UNITED NATIONS, Feb 9 (Reuters) - The U.N. Security Council expressed "deep concern" on Friday over stalled Ivory Coast peace talks as the top U.N. official in the West African nation appealed for rival groups not to waste their chance for peace.

Ivory Coast, the world's top cocoa grower, has been divided into a rebel-held north and government-run south since a brief 2002-2003 civil war. French and U.N. peacekeeping troops protect a fragile cease-fire line separating the rival forces.

Despite a string of U.N.-backed peace deals, Ivory Coast has made little progress. The West African economic bloc ECOWAS agreed on recommendations in October to try and move the peace process forward, but kept the details secret.

Burkina Faso President Blaise Compaore, the current ECOWAS chair, said last month he would broker talks between Ivorian President Laurent Gbagbo and rebel chief Guillaume Soro.

"I would like to say to them, 'Don't blow it this time'," said Pierre Schori, the U.N. Secretary-General's Ivory Coast envoy, who steps down on Thursday after two years in the job. "There will be no more excuses for not coming to an agreement now."

"How long shall the Ivorian leaders challenge international opinion by not coming to peace? The Security Council has ... adopted 22 resolutions on Cote d'Ivoire and 20 presidential statements in four years."

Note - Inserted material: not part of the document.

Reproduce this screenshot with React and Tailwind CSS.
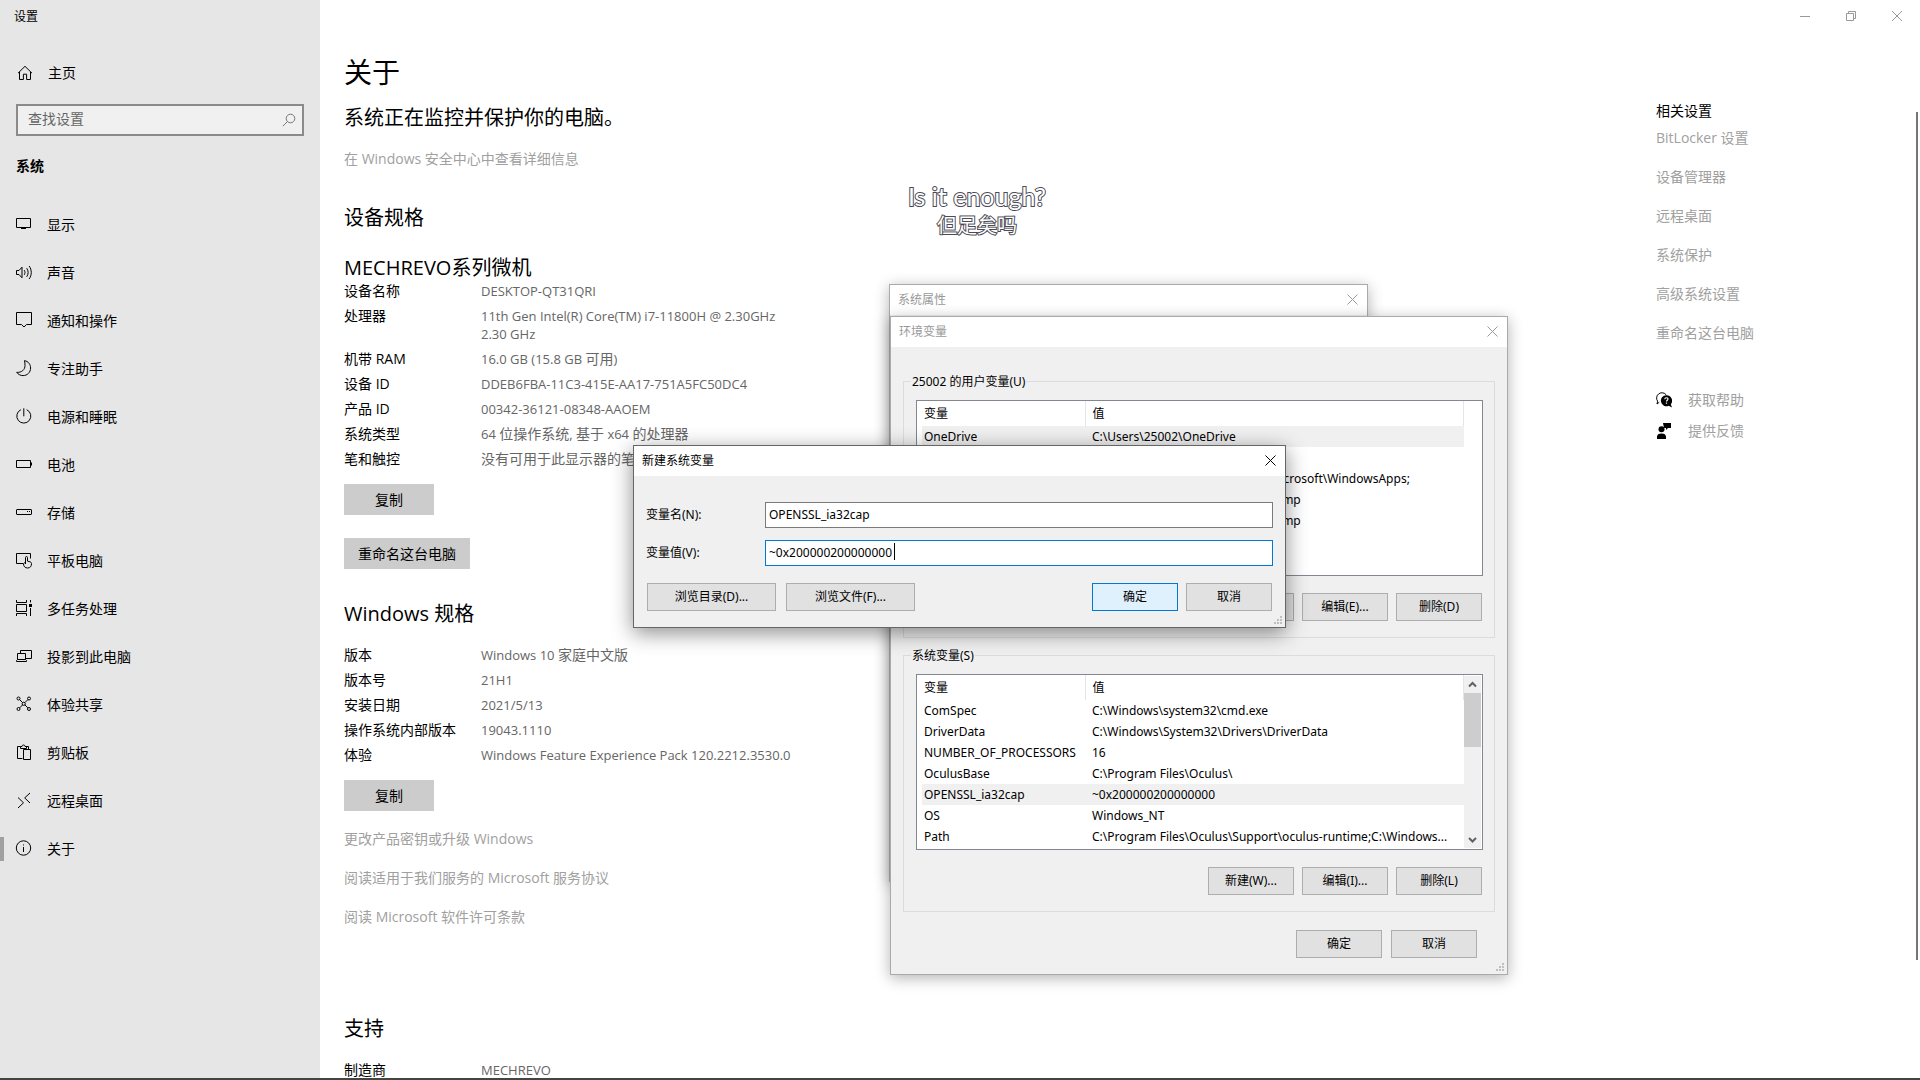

In a statement, the Security Council "expressed deep concern at the delay in the implementation of the decisions taken by ECOWAS." It also welcomed Gbagbo and Soro's commitment to talk in a bid to move the peace plan forward and "encouraged Compaore to facilitate the rapid conclusion of an agreement."

Slovak U.N. Ambassador Peter Burian, the council president for February, also said the council was considering a possible trip to the Ivory Coast.

"Council members thought it might be useful at an appropriate time to realize this mission to Cote d'Ivoire," he told reporters. "It's my interpretation that if the council decides to go to Cote d'Ivoire then we will combine it with visits to other states."

On Jan. 10 the Security Council extended the mandate of the peacekeepers for a further six months and authorized U.N. troops to help with preparations for long-stalled elections.

The U.N. mission is authorized to help protect the teams running the voter registration process and provide technical assistance to the government and its electoral commission as they prepare for the elections, to be held by Oct. 31.

The civil war was launched by rebels seeking to drive Gbagbo from power. Gbagbo's five-year term, which ran out in 2005, has been extended twice by the Security Council in anticipation of elections.

The second extension took place in November as part of a road map empowering Prime Minister Charles Konan Banny instead of the president to carry out key government functions, including organizing the election.

But Gbagbo has waged a power struggle with Banny and warned he will not accept aspects of the U.N. plan he says violate his constitutional powers.